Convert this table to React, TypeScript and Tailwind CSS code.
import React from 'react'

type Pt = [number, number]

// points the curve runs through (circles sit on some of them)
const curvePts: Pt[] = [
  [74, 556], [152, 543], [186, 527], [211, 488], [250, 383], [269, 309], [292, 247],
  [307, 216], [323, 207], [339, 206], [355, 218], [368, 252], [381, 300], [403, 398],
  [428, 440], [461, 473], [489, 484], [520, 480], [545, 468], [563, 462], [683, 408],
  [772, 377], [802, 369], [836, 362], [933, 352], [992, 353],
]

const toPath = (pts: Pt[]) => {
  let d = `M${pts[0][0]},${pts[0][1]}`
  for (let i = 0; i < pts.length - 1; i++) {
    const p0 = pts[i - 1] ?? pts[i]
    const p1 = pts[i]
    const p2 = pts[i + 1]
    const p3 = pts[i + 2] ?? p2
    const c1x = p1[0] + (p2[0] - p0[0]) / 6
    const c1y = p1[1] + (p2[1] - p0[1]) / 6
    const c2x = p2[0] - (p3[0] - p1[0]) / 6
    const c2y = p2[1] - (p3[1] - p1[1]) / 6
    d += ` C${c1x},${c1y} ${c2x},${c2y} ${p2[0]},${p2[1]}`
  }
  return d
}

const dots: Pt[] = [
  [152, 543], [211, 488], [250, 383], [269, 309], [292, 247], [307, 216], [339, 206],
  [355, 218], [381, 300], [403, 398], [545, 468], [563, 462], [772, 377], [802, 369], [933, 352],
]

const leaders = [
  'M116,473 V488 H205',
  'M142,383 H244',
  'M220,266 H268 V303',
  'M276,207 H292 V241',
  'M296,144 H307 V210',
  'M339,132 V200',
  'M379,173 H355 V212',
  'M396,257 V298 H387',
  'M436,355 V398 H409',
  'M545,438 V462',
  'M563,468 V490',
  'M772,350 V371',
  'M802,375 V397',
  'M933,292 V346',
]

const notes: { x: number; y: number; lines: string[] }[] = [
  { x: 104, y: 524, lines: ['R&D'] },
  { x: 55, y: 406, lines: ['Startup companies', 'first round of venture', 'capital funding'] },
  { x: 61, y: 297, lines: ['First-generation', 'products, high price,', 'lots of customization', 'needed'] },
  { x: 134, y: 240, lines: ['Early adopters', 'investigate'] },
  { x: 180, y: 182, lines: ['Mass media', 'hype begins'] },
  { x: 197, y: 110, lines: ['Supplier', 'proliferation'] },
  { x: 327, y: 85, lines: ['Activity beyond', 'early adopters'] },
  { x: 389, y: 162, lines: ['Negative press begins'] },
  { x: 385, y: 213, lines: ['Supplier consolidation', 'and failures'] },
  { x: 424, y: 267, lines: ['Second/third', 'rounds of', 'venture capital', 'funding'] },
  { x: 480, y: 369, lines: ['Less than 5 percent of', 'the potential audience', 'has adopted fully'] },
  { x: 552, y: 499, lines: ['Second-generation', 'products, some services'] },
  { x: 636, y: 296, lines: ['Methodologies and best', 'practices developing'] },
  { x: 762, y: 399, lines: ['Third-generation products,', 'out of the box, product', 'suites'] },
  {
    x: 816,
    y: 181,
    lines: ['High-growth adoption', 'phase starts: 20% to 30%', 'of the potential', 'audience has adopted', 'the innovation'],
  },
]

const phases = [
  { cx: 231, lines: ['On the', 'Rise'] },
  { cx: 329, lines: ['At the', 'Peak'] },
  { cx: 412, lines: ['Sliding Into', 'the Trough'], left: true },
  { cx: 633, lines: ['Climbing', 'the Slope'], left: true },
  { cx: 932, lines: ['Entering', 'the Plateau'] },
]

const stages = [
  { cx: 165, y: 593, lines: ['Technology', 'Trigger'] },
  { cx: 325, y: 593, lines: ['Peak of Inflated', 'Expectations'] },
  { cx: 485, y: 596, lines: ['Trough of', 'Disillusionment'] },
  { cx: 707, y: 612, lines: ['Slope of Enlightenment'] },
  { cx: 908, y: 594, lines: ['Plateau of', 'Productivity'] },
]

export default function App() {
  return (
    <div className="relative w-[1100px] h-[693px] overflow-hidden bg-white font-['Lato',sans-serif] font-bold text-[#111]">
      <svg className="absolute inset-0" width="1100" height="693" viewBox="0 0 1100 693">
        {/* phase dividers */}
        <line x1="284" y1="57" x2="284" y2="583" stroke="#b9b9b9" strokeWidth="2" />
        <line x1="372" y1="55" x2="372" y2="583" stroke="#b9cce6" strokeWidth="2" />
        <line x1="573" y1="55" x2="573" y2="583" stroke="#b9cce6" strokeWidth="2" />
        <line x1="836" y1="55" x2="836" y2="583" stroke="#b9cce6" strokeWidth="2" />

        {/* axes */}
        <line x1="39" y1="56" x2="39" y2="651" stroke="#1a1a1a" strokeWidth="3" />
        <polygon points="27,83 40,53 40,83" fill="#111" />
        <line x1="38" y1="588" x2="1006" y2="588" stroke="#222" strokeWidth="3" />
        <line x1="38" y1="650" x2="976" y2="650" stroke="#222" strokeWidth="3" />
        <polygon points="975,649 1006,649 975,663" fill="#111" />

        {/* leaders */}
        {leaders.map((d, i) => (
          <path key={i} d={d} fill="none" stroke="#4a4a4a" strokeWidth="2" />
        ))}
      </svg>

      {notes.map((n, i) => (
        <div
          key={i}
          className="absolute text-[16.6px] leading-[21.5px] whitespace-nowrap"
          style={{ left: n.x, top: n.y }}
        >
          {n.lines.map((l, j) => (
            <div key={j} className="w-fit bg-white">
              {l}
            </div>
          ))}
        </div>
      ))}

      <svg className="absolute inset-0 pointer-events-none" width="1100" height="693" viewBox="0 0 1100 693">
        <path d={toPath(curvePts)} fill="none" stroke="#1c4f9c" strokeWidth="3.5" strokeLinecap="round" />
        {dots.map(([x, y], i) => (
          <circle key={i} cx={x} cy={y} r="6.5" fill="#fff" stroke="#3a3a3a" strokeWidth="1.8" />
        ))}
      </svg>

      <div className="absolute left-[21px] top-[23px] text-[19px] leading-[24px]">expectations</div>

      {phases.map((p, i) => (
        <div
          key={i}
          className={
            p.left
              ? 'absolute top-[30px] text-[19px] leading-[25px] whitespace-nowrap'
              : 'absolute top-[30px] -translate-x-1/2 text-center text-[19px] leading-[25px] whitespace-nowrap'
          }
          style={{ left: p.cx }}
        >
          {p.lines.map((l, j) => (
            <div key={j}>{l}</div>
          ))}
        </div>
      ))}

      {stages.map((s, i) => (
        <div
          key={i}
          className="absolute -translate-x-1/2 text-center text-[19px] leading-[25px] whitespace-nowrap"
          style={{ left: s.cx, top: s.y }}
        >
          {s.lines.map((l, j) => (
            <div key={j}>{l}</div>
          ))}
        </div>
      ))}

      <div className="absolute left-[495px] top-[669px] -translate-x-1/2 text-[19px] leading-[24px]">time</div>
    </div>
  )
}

• • •

REQUIRED TASK
Print the material once more, exactly.

COMPLETE ANSWER
Convert this table to React, TypeScript and Tailwind CSS code.
import React from 'react'

type Pt = [number, number]

// points the curve runs through (circles sit on some of them)
const curvePts: Pt[] = [
  [74, 556], [152, 543], [186, 527], [211, 488], [250, 383], [269, 309], [292, 247],
  [307, 216], [323, 207], [339, 206], [355, 218], [368, 252], [381, 300], [403, 398],
  [428, 440], [461, 473], [489, 484], [520, 480], [545, 468], [563, 462], [683, 408],
  [772, 377], [802, 369], [836, 362], [933, 352], [992, 353],
]

const toPath = (pts: Pt[]) => {
  let d = `M${pts[0][0]},${pts[0][1]}`
  for (let i = 0; i < pts.length - 1; i++) {
    const p0 = pts[i - 1] ?? pts[i]
    const p1 = pts[i]
    const p2 = pts[i + 1]
    const p3 = pts[i + 2] ?? p2
    const c1x = p1[0] + (p2[0] - p0[0]) / 6
    const c1y = p1[1] + (p2[1] - p0[1]) / 6
    const c2x = p2[0] - (p3[0] - p1[0]) / 6
    const c2y = p2[1] - (p3[1] - p1[1]) / 6
    d += ` C${c1x},${c1y} ${c2x},${c2y} ${p2[0]},${p2[1]}`
  }
  return d
}

const dots: Pt[] = [
  [152, 543], [211, 488], [250, 383], [269, 309], [292, 247], [307, 216], [339, 206],
  [355, 218], [381, 300], [403, 398], [545, 468], [563, 462], [772, 377], [802, 369], [933, 352],
]

const leaders = [
  'M116,473 V488 H205',
  'M142,383 H244',
  'M220,266 H268 V303',
  'M276,207 H292 V241',
  'M296,144 H307 V210',
  'M339,132 V200',
  'M379,173 H355 V212',
  'M396,257 V298 H387',
  'M436,355 V398 H409',
  'M545,438 V462',
  'M563,468 V490',
  'M772,350 V371',
  'M802,375 V397',
  'M933,292 V346',
]

const notes: { x: number; y: number; lines: string[] }[] = [
  { x: 104, y: 524, lines: ['R&D'] },
  { x: 55, y: 406, lines: ['Startup companies', 'first round of venture', 'capital funding'] },
  { x: 61, y: 297, lines: ['First-generation', 'products, high price,', 'lots of customization', 'needed'] },
  { x: 134, y: 240, lines: ['Early adopters', 'investigate'] },
  { x: 180, y: 182, lines: ['Mass media', 'hype begins'] },
  { x: 197, y: 110, lines: ['Supplier', 'proliferation'] },
  { x: 327, y: 85, lines: ['Activity beyond', 'early adopters'] },
  { x: 389, y: 162, lines: ['Negative press begins'] },
  { x: 385, y: 213, lines: ['Supplier consolidation', 'and failures'] },
  { x: 424, y: 267, lines: ['Second/third', 'rounds of', 'venture capital', 'funding'] },
  { x: 480, y: 369, lines: ['Less than 5 percent of', 'the potential audience', 'has adopted fully'] },
  { x: 552, y: 499, lines: ['Second-generation', 'products, some services'] },
  { x: 636, y: 296, lines: ['Methodologies and best', 'practices developing'] },
  { x: 762, y: 399, lines: ['Third-generation products,', 'out of the box, product', 'suites'] },
  {
    x: 816,
    y: 181,
    lines: ['High-growth adoption', 'phase starts: 20% to 30%', 'of the potential', 'audience has adopted', 'the innovation'],
  },
]

const phases = [
  { cx: 231, lines: ['On the', 'Rise'] },
  { cx: 329, lines: ['At the', 'Peak'] },
  { cx: 412, lines: ['Sliding Into', 'the Trough'], left: true },
  { cx: 633, lines: ['Climbing', 'the Slope'], left: true },
  { cx: 932, lines: ['Entering', 'the Plateau'] },
]

const stages = [
  { cx: 165, y: 593, lines: ['Technology', 'Trigger'] },
  { cx: 325, y: 593, lines: ['Peak of Inflated', 'Expectations'] },
  { cx: 485, y: 596, lines: ['Trough of', 'Disillusionment'] },
  { cx: 707, y: 612, lines: ['Slope of Enlightenment'] },
  { cx: 908, y: 594, lines: ['Plateau of', 'Productivity'] },
]

export default function App() {
  return (
    <div className="relative w-[1100px] h-[693px] overflow-hidden bg-white font-['Lato',sans-serif] font-bold text-[#111]">
      <svg className="absolute inset-0" width="1100" height="693" viewBox="0 0 1100 693">
        {/* phase dividers */}
        <line x1="284" y1="57" x2="284" y2="583" stroke="#b9b9b9" strokeWidth="2" />
        <line x1="372" y1="55" x2="372" y2="583" stroke="#b9cce6" strokeWidth="2" />
        <line x1="573" y1="55" x2="573" y2="583" stroke="#b9cce6" strokeWidth="2" />
        <line x1="836" y1="55" x2="836" y2="583" stroke="#b9cce6" strokeWidth="2" />

        {/* axes */}
        <line x1="39" y1="56" x2="39" y2="651" stroke="#1a1a1a" strokeWidth="3" />
        <polygon points="27,83 40,53 40,83" fill="#111" />
        <line x1="38" y1="588" x2="1006" y2="588" stroke="#222" strokeWidth="3" />
        <line x1="38" y1="650" x2="976" y2="650" stroke="#222" strokeWidth="3" />
        <polygon points="975,649 1006,649 975,663" fill="#111" />

        {/* leaders */}
        {leaders.map((d, i) => (
          <path key={i} d={d} fill="none" stroke="#4a4a4a" strokeWidth="2" />
        ))}
      </svg>

      {notes.map((n, i) => (
        <div
          key={i}
          className="absolute text-[16.6px] leading-[21.5px] whitespace-nowrap"
          style={{ left: n.x, top: n.y }}
        >
          {n.lines.map((l, j) => (
            <div key={j} className="w-fit bg-white">
              {l}
            </div>
          ))}
        </div>
      ))}

      <svg className="absolute inset-0 pointer-events-none" width="1100" height="693" viewBox="0 0 1100 693">
        <path d={toPath(curvePts)} fill="none" stroke="#1c4f9c" strokeWidth="3.5" strokeLinecap="round" />
        {dots.map(([x, y], i) => (
          <circle key={i} cx={x} cy={y} r="6.5" fill="#fff" stroke="#3a3a3a" strokeWidth="1.8" />
        ))}
      </svg>

      <div className="absolute left-[21px] top-[23px] text-[19px] leading-[24px]">expectations</div>

      {phases.map((p, i) => (
        <div
          key={i}
          className={
            p.left
              ? 'absolute top-[30px] text-[19px] leading-[25px] whitespace-nowrap'
              : 'absolute top-[30px] -translate-x-1/2 text-center text-[19px] leading-[25px] whitespace-nowrap'
          }
          style={{ left: p.cx }}
        >
          {p.lines.map((l, j) => (
            <div key={j}>{l}</div>
          ))}
        </div>
      ))}

      {stages.map((s, i) => (
        <div
          key={i}
          className="absolute -translate-x-1/2 text-center text-[19px] leading-[25px] whitespace-nowrap"
          style={{ left: s.cx, top: s.y }}
        >
          {s.lines.map((l, j) => (
            <div key={j}>{l}</div>
          ))}
        </div>
      ))}

      <div className="absolute left-[495px] top-[669px] -translate-x-1/2 text-[19px] leading-[24px]">time</div>
    </div>
  )
}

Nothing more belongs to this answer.